--- GIVEN INFORMATION ---

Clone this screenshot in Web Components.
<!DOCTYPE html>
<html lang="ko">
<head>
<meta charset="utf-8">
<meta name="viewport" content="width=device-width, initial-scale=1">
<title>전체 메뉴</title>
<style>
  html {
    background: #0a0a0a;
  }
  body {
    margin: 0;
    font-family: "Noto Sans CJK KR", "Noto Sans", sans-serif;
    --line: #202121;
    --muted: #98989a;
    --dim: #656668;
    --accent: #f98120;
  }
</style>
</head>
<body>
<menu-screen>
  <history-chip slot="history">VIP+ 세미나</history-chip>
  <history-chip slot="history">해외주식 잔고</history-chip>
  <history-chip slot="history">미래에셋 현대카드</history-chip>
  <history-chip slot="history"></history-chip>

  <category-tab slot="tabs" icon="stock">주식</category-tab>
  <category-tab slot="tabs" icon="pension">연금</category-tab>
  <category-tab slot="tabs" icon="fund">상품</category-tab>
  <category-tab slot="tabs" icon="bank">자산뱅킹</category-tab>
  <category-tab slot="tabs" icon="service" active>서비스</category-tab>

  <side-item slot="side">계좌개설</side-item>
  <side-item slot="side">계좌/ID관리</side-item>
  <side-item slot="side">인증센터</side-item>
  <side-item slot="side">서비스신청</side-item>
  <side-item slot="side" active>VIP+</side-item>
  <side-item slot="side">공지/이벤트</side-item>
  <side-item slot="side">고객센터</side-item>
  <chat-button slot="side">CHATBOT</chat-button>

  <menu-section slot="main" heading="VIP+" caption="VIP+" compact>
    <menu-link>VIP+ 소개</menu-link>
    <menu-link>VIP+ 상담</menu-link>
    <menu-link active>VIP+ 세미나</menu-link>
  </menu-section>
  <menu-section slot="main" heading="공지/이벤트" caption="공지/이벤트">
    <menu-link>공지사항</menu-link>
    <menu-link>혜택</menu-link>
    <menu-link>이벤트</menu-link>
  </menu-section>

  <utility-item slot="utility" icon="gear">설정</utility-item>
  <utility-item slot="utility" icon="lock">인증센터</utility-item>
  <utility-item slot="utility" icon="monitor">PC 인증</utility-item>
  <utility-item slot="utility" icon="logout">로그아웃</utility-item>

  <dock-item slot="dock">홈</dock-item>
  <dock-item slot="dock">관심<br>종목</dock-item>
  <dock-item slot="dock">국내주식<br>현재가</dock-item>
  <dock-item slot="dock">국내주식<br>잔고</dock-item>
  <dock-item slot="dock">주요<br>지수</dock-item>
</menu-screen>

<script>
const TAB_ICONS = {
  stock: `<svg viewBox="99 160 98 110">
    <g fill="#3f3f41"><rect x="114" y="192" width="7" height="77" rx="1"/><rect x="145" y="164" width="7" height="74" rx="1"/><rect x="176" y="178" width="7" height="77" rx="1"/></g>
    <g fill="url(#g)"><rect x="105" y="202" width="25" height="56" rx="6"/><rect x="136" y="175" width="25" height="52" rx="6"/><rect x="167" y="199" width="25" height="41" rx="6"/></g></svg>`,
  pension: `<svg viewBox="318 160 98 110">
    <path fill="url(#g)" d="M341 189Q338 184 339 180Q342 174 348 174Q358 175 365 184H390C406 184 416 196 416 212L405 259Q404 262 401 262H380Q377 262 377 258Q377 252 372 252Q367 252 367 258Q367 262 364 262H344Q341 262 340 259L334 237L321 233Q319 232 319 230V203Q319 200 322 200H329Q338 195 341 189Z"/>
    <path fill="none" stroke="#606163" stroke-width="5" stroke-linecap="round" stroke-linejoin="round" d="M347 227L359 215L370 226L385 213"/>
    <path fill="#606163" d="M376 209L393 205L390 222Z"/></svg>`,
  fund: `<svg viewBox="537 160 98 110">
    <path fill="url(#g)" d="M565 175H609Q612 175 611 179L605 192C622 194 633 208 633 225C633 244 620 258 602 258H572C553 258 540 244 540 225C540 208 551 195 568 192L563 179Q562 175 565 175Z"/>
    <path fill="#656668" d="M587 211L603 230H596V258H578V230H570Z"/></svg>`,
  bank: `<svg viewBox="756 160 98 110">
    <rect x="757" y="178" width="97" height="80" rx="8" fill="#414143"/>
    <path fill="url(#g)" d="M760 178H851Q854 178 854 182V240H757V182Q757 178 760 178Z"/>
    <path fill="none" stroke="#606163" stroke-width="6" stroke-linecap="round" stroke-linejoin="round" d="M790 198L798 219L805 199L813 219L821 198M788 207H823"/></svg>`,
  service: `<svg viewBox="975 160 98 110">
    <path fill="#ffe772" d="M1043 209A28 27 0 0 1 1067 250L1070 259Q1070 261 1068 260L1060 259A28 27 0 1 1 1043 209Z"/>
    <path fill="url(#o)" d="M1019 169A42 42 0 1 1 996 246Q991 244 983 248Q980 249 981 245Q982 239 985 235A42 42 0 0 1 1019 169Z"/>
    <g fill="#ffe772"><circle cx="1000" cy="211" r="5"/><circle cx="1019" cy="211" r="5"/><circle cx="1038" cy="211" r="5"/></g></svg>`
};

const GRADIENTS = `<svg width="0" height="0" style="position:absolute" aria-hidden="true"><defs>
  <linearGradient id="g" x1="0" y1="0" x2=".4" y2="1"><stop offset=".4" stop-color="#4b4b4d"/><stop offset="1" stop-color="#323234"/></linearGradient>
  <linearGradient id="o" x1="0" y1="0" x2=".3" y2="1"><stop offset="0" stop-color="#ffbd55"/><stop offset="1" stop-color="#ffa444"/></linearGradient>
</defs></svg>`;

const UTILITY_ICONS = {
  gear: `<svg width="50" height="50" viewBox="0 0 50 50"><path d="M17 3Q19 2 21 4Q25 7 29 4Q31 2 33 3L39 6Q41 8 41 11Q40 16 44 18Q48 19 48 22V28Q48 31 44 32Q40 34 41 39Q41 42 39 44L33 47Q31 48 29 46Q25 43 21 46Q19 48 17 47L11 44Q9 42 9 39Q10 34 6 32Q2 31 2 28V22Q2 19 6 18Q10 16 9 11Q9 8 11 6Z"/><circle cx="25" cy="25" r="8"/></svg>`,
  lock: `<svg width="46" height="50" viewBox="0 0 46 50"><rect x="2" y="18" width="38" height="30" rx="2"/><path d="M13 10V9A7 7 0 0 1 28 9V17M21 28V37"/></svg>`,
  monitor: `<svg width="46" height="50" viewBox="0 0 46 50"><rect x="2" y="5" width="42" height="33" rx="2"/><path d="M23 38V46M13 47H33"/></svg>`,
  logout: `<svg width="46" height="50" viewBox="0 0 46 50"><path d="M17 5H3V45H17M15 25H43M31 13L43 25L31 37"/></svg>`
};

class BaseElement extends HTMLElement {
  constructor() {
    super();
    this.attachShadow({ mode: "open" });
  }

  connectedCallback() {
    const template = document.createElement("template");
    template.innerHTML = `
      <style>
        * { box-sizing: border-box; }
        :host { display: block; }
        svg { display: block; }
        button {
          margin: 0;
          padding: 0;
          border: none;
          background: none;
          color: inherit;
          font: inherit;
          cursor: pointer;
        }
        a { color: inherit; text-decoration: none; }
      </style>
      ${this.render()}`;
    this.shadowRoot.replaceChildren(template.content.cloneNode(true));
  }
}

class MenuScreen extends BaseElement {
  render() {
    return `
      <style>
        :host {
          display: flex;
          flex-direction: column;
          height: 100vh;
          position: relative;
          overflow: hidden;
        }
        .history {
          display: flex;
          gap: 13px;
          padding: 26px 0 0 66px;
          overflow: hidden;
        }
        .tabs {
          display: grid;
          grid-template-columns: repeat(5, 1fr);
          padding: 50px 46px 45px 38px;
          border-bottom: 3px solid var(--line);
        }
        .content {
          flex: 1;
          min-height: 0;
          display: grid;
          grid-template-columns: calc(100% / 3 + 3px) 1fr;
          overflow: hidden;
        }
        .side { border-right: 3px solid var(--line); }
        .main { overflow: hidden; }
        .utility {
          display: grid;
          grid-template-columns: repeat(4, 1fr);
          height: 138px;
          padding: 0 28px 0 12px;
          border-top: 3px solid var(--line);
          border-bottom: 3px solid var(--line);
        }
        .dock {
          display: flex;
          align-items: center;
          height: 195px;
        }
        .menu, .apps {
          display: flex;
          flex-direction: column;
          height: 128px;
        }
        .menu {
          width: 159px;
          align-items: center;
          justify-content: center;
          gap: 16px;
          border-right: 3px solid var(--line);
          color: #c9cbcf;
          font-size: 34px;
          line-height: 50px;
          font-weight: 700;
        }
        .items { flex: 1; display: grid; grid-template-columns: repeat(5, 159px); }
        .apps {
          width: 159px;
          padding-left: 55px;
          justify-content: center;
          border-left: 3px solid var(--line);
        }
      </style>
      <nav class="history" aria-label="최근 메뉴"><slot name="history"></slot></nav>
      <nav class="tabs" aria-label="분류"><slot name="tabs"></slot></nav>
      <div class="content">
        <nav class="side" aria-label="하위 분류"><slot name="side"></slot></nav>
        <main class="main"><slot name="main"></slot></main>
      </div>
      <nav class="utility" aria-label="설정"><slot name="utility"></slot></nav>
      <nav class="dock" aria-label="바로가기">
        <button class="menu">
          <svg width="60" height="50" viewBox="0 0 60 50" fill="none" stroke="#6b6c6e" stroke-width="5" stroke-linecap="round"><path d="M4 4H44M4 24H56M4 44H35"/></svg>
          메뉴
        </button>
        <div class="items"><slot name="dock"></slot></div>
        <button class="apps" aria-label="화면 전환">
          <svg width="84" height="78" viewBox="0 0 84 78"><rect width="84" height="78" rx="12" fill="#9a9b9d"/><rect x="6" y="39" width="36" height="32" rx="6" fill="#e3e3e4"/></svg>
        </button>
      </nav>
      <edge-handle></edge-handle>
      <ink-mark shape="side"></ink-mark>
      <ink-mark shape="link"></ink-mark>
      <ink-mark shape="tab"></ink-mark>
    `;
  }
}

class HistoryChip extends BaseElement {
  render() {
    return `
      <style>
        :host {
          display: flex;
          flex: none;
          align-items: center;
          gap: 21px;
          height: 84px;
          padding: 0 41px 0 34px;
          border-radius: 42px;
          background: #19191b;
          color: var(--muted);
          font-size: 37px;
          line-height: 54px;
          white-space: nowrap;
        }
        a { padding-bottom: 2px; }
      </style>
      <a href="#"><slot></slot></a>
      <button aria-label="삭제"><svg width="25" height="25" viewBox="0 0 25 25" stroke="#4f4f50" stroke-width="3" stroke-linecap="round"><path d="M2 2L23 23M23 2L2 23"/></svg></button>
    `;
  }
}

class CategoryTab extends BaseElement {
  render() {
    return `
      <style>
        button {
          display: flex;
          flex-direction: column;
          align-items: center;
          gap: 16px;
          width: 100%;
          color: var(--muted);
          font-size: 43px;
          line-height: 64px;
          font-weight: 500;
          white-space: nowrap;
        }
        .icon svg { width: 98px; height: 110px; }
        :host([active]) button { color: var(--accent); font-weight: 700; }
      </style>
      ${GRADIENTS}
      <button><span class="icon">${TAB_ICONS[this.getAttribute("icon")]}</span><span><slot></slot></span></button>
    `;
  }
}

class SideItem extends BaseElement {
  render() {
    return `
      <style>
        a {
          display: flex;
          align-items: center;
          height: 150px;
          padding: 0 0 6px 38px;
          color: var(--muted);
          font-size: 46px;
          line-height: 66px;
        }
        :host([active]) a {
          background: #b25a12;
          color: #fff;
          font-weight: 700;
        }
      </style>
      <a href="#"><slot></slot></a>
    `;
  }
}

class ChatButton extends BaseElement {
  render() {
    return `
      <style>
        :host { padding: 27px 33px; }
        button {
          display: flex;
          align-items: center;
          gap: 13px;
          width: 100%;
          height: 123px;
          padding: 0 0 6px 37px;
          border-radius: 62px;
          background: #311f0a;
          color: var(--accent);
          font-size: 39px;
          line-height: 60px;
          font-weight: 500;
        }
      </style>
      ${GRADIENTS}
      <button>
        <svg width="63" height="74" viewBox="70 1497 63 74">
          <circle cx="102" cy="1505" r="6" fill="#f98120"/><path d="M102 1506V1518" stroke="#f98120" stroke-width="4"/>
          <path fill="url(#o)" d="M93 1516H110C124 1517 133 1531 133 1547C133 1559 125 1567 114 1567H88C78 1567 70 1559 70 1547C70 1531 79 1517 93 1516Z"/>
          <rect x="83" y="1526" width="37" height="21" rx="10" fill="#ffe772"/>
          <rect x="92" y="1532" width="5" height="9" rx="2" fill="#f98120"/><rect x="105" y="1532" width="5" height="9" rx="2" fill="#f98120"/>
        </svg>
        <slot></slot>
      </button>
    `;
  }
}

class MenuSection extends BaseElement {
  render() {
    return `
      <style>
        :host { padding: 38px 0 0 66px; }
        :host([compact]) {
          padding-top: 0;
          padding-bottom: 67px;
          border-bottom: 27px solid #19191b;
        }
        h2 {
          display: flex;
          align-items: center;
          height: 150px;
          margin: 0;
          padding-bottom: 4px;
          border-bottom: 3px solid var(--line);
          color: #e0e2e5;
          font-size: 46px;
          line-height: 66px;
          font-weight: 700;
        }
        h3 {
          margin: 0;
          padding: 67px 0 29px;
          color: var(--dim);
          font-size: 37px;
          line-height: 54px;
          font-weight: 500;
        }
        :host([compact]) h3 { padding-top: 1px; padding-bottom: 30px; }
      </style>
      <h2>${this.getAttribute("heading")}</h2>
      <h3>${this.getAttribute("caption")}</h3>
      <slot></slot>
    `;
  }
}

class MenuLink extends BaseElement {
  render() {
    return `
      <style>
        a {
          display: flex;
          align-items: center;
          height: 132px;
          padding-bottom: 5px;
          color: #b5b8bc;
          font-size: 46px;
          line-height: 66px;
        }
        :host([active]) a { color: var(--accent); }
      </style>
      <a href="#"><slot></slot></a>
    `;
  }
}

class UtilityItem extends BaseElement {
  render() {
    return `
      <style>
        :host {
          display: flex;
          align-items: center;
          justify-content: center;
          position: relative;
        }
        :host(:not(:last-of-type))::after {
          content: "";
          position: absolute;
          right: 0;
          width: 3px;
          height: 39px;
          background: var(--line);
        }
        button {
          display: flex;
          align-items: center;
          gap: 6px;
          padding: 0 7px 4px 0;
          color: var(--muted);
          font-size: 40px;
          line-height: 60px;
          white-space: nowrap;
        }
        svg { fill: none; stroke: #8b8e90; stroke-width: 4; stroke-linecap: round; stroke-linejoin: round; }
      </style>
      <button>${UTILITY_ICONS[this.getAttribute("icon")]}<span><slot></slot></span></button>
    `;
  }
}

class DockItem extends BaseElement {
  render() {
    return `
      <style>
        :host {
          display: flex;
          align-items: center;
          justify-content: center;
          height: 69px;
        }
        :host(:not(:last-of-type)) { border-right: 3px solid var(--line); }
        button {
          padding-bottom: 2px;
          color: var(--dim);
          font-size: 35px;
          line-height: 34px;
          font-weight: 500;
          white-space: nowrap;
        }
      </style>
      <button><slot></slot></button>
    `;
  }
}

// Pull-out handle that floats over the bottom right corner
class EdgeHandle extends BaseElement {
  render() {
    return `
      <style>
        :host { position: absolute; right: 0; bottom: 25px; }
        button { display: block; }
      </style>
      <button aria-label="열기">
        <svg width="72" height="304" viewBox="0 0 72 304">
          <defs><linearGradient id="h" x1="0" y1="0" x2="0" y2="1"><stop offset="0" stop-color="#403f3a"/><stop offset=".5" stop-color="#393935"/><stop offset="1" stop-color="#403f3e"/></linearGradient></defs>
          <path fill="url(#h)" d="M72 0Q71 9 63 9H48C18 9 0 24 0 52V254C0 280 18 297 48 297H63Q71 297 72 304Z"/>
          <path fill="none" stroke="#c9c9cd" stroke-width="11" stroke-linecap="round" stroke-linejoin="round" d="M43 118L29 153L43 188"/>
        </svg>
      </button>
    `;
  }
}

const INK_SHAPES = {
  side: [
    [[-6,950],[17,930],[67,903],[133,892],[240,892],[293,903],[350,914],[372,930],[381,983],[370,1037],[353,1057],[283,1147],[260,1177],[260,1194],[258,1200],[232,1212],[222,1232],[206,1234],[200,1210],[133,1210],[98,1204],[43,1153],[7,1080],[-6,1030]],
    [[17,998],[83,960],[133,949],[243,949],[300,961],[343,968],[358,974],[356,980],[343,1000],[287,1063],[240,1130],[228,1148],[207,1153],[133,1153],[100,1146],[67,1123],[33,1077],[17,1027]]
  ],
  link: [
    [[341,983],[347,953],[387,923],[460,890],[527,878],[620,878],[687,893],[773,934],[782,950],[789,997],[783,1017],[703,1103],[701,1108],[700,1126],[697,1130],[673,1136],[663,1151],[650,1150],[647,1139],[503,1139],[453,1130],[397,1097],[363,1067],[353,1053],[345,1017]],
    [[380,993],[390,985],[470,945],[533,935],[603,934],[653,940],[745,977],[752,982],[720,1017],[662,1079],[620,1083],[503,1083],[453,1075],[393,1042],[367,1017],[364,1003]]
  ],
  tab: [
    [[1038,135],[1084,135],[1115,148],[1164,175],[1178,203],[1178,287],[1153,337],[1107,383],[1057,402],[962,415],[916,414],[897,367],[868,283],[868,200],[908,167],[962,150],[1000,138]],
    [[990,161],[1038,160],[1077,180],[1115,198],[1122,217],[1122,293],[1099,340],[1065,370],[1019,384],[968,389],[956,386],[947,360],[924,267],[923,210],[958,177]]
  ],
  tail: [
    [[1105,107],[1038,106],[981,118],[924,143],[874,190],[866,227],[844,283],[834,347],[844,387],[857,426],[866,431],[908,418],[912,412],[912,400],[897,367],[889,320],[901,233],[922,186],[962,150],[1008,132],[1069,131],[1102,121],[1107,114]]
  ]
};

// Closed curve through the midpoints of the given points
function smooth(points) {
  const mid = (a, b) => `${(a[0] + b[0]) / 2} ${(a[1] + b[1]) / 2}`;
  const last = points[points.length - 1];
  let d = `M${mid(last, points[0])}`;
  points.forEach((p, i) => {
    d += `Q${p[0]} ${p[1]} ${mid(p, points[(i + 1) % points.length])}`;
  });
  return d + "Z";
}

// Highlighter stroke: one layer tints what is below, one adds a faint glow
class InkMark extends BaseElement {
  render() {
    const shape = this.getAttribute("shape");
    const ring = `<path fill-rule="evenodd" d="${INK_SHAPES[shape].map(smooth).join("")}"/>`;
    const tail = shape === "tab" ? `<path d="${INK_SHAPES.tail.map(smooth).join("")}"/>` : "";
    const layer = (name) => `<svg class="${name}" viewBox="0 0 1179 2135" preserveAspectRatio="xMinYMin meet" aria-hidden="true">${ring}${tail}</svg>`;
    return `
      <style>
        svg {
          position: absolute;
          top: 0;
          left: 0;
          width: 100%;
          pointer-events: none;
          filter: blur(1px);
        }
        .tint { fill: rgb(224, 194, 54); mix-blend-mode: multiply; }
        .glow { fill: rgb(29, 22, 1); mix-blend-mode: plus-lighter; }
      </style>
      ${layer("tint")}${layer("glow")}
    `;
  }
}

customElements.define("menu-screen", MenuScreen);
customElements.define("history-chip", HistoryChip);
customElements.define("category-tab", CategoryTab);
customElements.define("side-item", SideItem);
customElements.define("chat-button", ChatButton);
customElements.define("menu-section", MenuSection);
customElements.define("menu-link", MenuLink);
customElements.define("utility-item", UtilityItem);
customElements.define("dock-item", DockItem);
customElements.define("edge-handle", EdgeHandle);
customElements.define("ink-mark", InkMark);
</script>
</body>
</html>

---

* **PROBLEM REQUIREMENTS**
Pull out every line in the data above that has the word "this".

* **COMPLETED TASK**
Clone this screenshot in Web Components.
    this.attachShadow({ mode: "open" });
      ${this.render()}`;
    this.shadowRoot.replaceChildren(template.content.cloneNode(true));
      <button><span class="icon">${TAB_ICONS[this.getAttribute("icon")]}</span><span><slot></slot></span></button>
      <h2>${this.getAttribute("heading")}</h2>
      <h3>${this.getAttribute("caption")}</h3>
      <button>${UTILITY_ICONS[this.getAttribute("icon")]}<span><slot></slot></span></button>
    const shape = this.getAttribute("shape");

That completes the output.